A recent report from the U.S. Energy Information Administration projected that coal emissions would likely dip again next year if natural gas prices stabilize. Electric utilities have already announced plans to retire at least 28 percent of their remaining coal plants by 2035, the agency said. And power companies installed new wind turbines and solar panels at a record pace over the past two years.
Still, meeting Mr. Biden’s climate goals will be daunting: To do so, the Rhodium Group has estimated that the United States would need to cut emissions roughly 5 percent each year between now and 2030, which is a much faster pace than the country was achieving before the pandemic. Last month, the solar industry warned that new installations could slow in 2022 because of supply-chain constraints and rising material costs.
The Rhodium Group also noted that the United States has made scant progress in cutting emissions from two other major sectors: industry and buildings.
Emissions from heavy industry, like cement and steel, rose 3.6 percent in 2021 after declining 6.2 percent in 2020. Such factories, which account for roughly one-fifth of the nation’s emissions, could prove difficult to clean up without new technologies, and industrial emissions have stayed largely flat since 2005.
Homes and buildings also directly produce emissions by burning fossil fuels such as natural gas in furnaces, hot water heaters, stoves, ovens and clothes dryers. Building emissions rose 1.9 percent in 2021 after declining 7.6 percent in 2020.
The Rhodium Group report only looked at emissions from energy and industrial sources and did not look at sectors such as agriculture. It also did not account for any uptick in emissions resulting from last year’s wildfires in California, Colorado and the Pacific Northwest, which burned millions of acres of forests and grasslands, sending the carbon dioxide that had been locked away in all those trees into the atmosphere.
Using satellite data, the European Union’s Copernicus Atmosphere Monitoring Service estimated in December that last year’s North American wildfires emitted 83 million tons of carbon dioxide. While the forests that went up in flames may eventually grow back, absorbing carbon dioxide as they do, that process will take years. And scientists have warned that wildfires will become larger and more frequent as the planet warms.
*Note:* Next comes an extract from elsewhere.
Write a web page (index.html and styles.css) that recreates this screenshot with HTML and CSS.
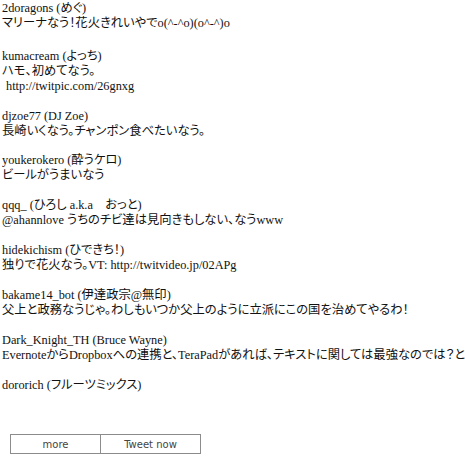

The United States was not the only country to see a big rebound in fossil fuel use last year. In November, researchers at the Global Carbon Project estimated that global carbon-dioxide emissions from energy and industry rose 4.9 percent in 2021, after a 5.4 percent decline in 2020. China, India and the European Union all had major increases, suggesting that any climate effect from the pandemic was fleeting.